Regular readers know that I have never been the biggest fan of Frank Rich, but he is much better at reading the moment, in this piece, than the people who he observes are not able to.
Such, for me at least, was the takeaway from the scene that unfolded at the September 21 premiere of the new opera inspired by Michael Chabon’s Holocaust-haunted novel The Amazing Adventures of Kavalier & Clay. In keeping with tradition, the company’s general manager, Peter Gelb, appeared in front of the curtain before it went up to deliver a few welcoming remarks — albeit this time spiked with an impassioned paean to artistic freedom that drew a standing ovation. Once he finished, an unexpected player popped out of the wings: Chuck Schumer, the most powerful Democrat in Washington and the most durable lion of Democratic politics in New York. Why was he there? Not for the opera. He breezed on- and offstage with the casual affect of someone dropping by before a round of pickleball. He had come to pander to the mishpocheh on the safe turf of the Upper West Side. In his brief remarks, he gave the same vow to protect artistic freedom Gelb just had, name-checking Jimmy Kimmel for good measure.

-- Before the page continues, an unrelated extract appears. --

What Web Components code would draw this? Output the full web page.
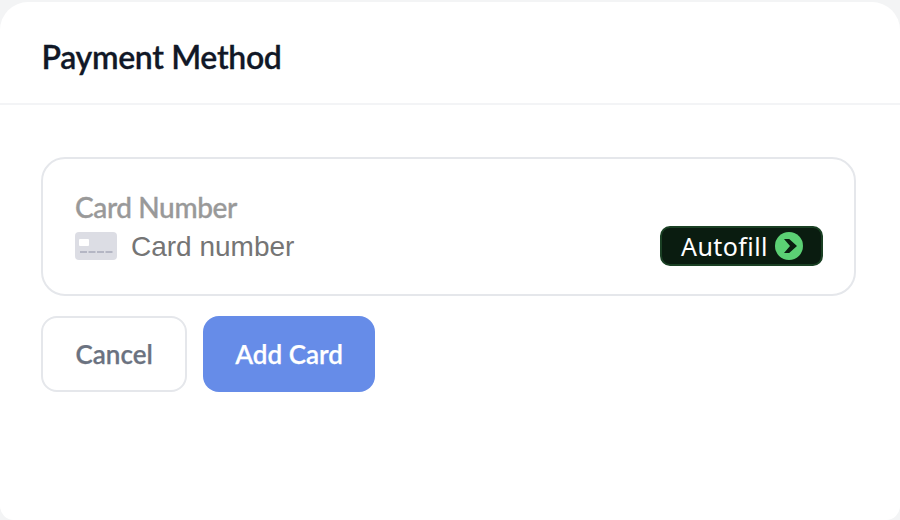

But this time the audience did not cheer. “Do something about it!” shouted a heckler from a perch on high. Waves of boos followed, drowning out some light applause and implicitly giving Schumer the hook.

Not a single word he said was in any way objectionable. The jeers were for the messenger, not the message.
Not Schumer's biggest fan, either, but I still give him credit for being a politician who actually likes to go out and greet the people, even if he talks more than he listens.